Je n’avais pas du tout été convaincu par la bande-annonce, et savoir qu’il s’agissait d’une adaptation du Vampires de Jonquet n’a rien arrangé (je dois avouer que la bande-annonce m’avait fait sauter au plafond). Pourtant, en finissant le dernier épisode, je dois avouer que mon avis est bien différent. Si la série donne parfois l’impression de flirter avec les poncifs du genre (notamment en ce qui concerne la romance et la partie adolescente), la manière dont est présenté la société des vampires ne manque pas d’intérêt. Le final laissant en suspens plusieurs questions en suspens, il reste a espérer que le programme soit renouvelé par Netflix.

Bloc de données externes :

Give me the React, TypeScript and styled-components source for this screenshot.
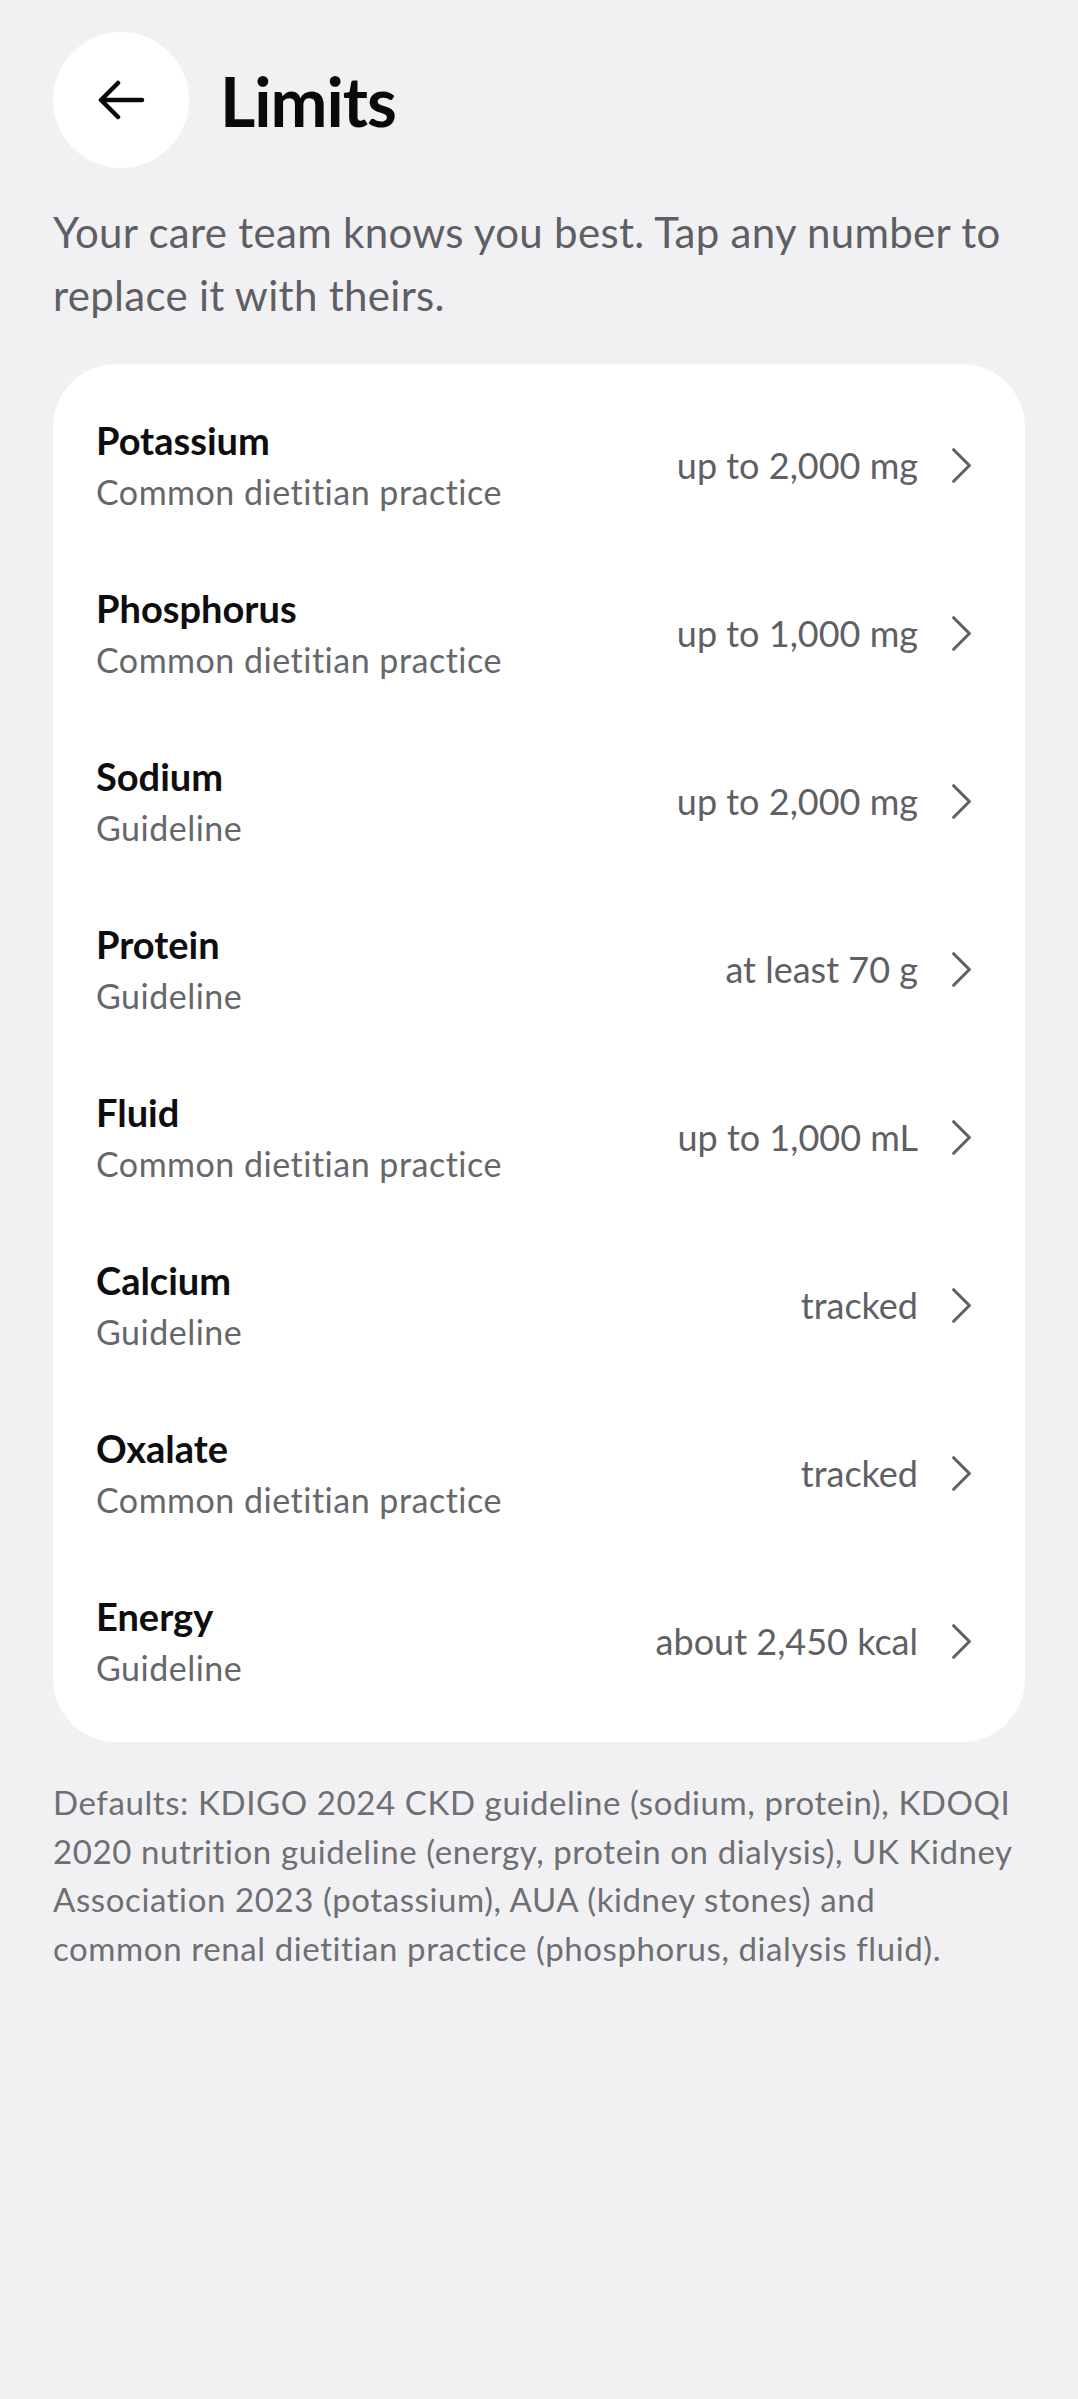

J’avais beaucoup d’à priori après avoir vu la bande-annonce et puis la série fut une véritable bonne surprise, d’autant que je n’ai pas du tout accroché à Marianne. J’ai aimé l’histoire, l’absence de surenchère et le bon dosage entre le kitsch vampirique (ce côté baroque qui me déplaît rarement) et la modernité due à l’environnement choisi. Les acteurs étaient effectivement convaincants et ce n’était pas gagné, Marianne m’a été pénible entre autres à cause du mauvais jeu des acteurs et actrices. Bref, une chouette série française que je recommande à qui s’intéresse de près ou de loin au sujet.